Your task
Extract all lines containing "this".

Available data

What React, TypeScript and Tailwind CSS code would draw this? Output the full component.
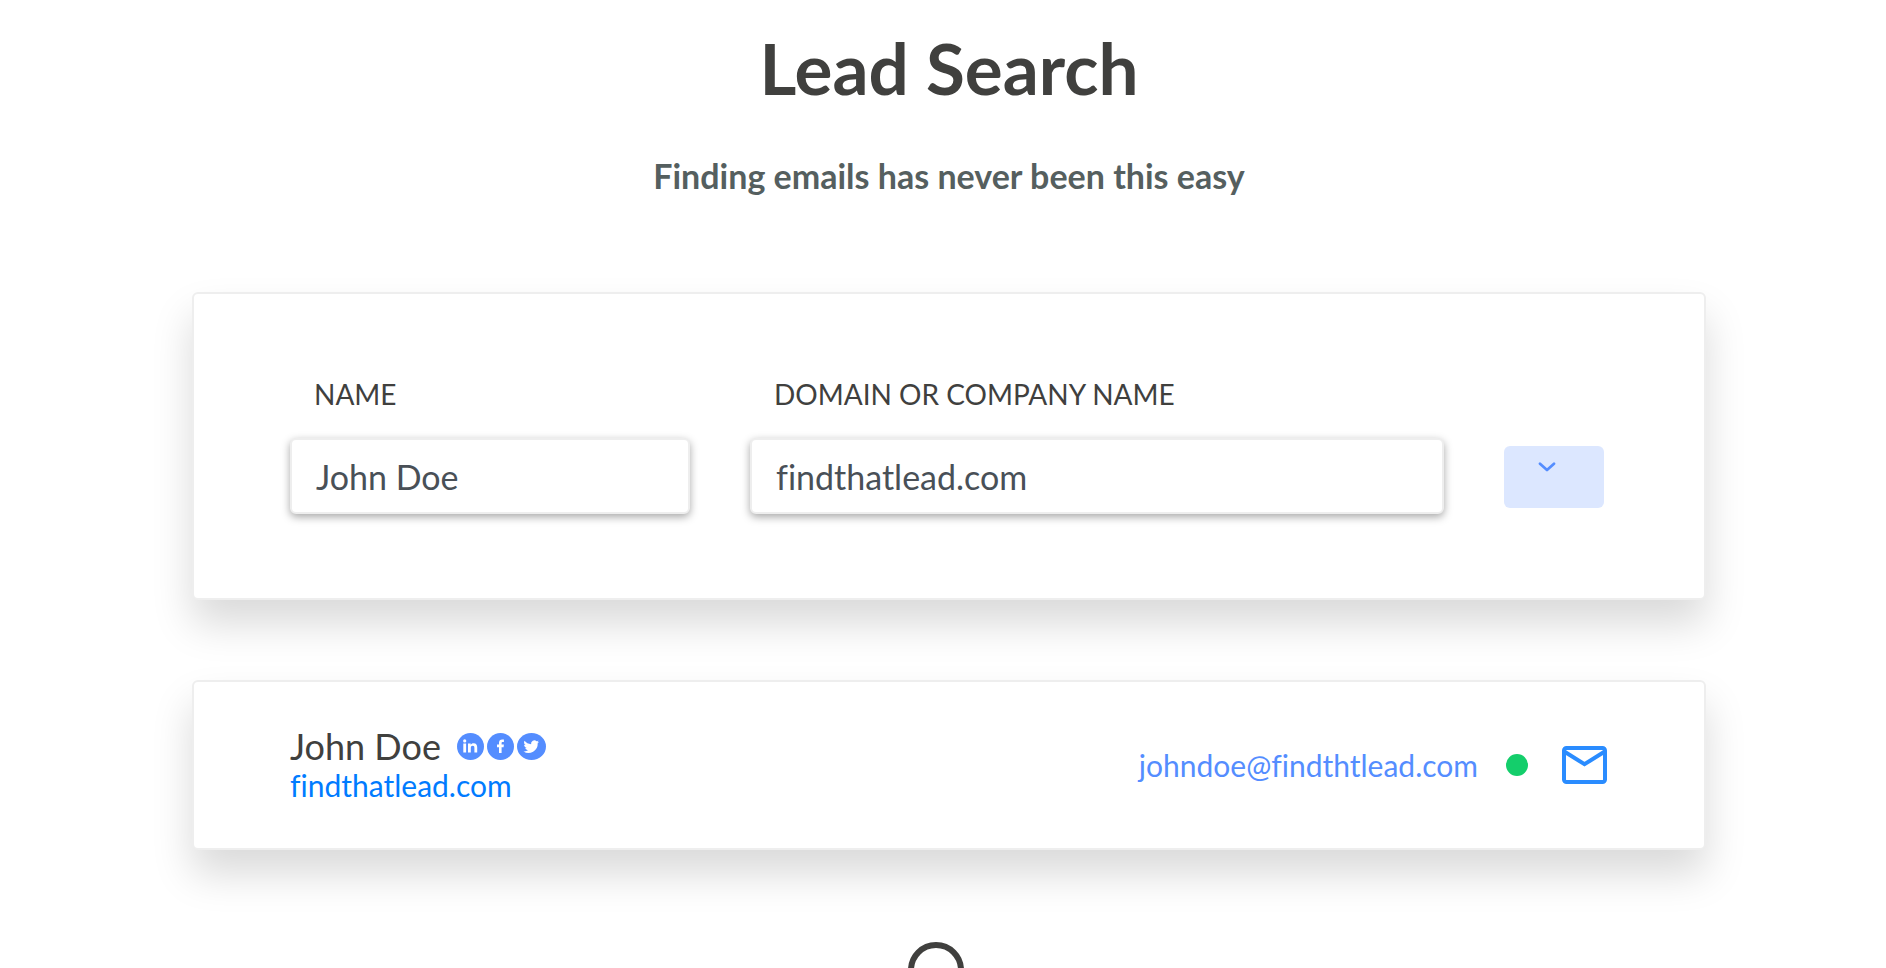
import { useState } from "react";

const socials = [
  {
    name: "LinkedIn",
    href: "#linkedin",
    width: 27,
    icon: (
      <>
        <circle cx="7.7" cy="7.9" r="1.6" />
        <path d="M6.300 10.500h2.800v9H6.300z" />
        <path d="M11 10.500h2.700v1.200c.5-.9 1.500-1.500 2.900-1.500 2.700 0 3.600 1.600 3.600 4.300v5h-2.800v-4.500c0-1.400-.4-2.300-1.700-2.300s-1.900.9-1.900 2.300v4.500H11z" />
      </>
    ),
  },
  {
    name: "Facebook",
    href: "#facebook",
    width: 27,
    icon: (
      <path d="M12 20v-5.800h-2v-2.700h2V9.800c0-2.200 1.200-3.400 3.200-3.400.9 0 1.500.1 1.700.1v2.400h-1.200c-.9 0-1.100.5-1.100 1.200v1.400h2.300l-.3 2.700h-2V20z" />
    ),
  },
  {
    name: "Twitter",
    href: "#twitter",
    width: 29,
    icon: (
      <path d="M22 8.700c-.6.3-1.200.4-1.800.5.6-.4 1.100-1 1.300-1.700-.6.4-1.200.6-1.900.7a3.300 3.300 0 0 0-5.500 3c-2.700-.1-5-1.400-6.600-3.400-.9 1.500-.4 3.400 1 4.300-.5 0-1-.2-1.400-.4 0 1.500 1.100 2.900 2.600 3.200-.5.1-1 .1-1.400 0 .4 1.300 1.600 2.200 3 2.200a6.500 6.500 0 0 1-4.800 1.400 9.200 9.200 0 0 0 14.200-8.200c.5-.4 1-1 1.300-1.600z" />
    ),
  },
];

const cardClass =
  "rounded-md border-2 border-[#eeeeee] bg-white pl-24 shadow-[0_24px_40px_rgba(0,0,0,0.15)]";

const labelClass = "mb-6 block pl-6 text-[28px] leading-10";

const inputClass =
  "h-[76px] w-full rounded-md border-2 border-[#eeeeee] bg-white px-6 text-[34px] text-[#495057] shadow-[0_3px_8px_rgba(0,0,0,0.35)] outline-none [font-variant-ligatures:none]";

export default function App() {
  const [name, setName] = useState("John Doe");
  const [domain, setDomain] = useState("findthatlead.com");

  return (
    <div className="max-h-screen overflow-hidden bg-white pl-48 pr-45 pt-8 font-['Lato',sans-serif] text-[#40403e] [font-variant-ligatures:none]">
      <header className="text-center">
        <h1 className="text-[71px] font-bold leading-[72px]">Lead Search</h1>
        <p className="mt-13 text-[34px] font-bold leading-10 text-[#555f5f]">
          Finding emails has never been this easy
        </p>
      </header>

      {/* Search form */}
      <form
        className={`${cardClass} mt-24 flex items-end gap-15 pb-21 pr-25 pt-20`}
        onSubmit={(e) => e.preventDefault()}
      >
        <div className="min-w-0 flex-[400]">
          <label htmlFor="name" className={labelClass}>
            NAME
          </label>
          <input
            id="name"
            type="text"
            value={name}
            onChange={(e) => setName(e.target.value)}
            className={inputClass}
          />
        </div>
        <div className="min-w-0 flex-[694]">
          <label htmlFor="domain" className={labelClass}>
            DOMAIN OR COMPANY NAME
          </label>
          <input
            id="domain"
            type="text"
            value={domain}
            onChange={(e) => setDomain(e.target.value)}
            className={inputClass}
          />
        </div>
        <button
          type="submit"
          aria-label="Search"
          className="mb-[6px] flex h-[62px] w-25 shrink-0 items-start rounded-md bg-[#dce7ff] pl-[34px] pt-4"
        >
          <svg width="18" height="10" viewBox="0 0 18 10" fill="none">
            <path
              d="M2 1.700 9 8l7-6.300"
              stroke="#548dff"
              strokeWidth="2.700"
              strokeLinecap="round"
              strokeLinejoin="round"
            />
          </svg>
        </button>
      </form>

      {/* Result */}
      <section className={`${cardClass} mt-20 flex items-center justify-between py-11 pr-[97px]`}>
        <div>
          <div className="flex items-center">
            <h2 className="text-[36px] leading-10">{name}</h2>
            <div className="ml-4 flex items-center gap-[3px]">
              {socials.map((social) => (
                <a key={social.name} href={social.href} aria-label={social.name}>
                  <svg
                    width={social.width}
                    height="27"
                    viewBox={`0 0 ${social.width} 27`}
                    fill="#ffffff"
                  >
                    <ellipse
                      cx={social.width / 2}
                      cy="13.5"
                      rx={social.width / 2}
                      ry="13.5"
                      fill="#548dff"
                    />
                    {social.icon}
                  </svg>
                </a>
              ))}
            </div>
          </div>
          <a href="#domain" className="block text-[30px] leading-[38px] text-[#007bff]">
            {domain}
          </a>
        </div>
        <div className="flex items-center">
          <a
            href="mailto:johndoe@findthtlead.com"
            className="text-[30px] leading-[38px] text-[#548dff]"
          >
            johndoe@findthtlead.com
          </a>
          <span className="ml-7 h-[22px] w-[22px] rounded-full bg-[#14ce6b]" />
          <button type="button" aria-label="Send email" className="ml-[34px]">
            <svg width="45" height="38" viewBox="0 0 45 38" fill="none" stroke="#2a8cff" strokeWidth="4">
              <rect x="2" y="2" width="41" height="34" rx="2.500" />
              <path d="M3 6 22.500 18.200 42 6" />
            </svg>
          </button>
        </div>
      </section>

      {/* Loader */}
      <div className="mt-23 flex justify-center pr-[26px]">
        <svg width="56" height="56" viewBox="0 0 56 56" fill="none">
          <circle cx="28" cy="28" r="25" stroke="#40403e" strokeWidth="6" />
        </svg>
      </div>
    </div>
  );
}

Correct answer
What React, TypeScript and Tailwind CSS code would draw this? Output the full component.
          Finding emails has never been this easy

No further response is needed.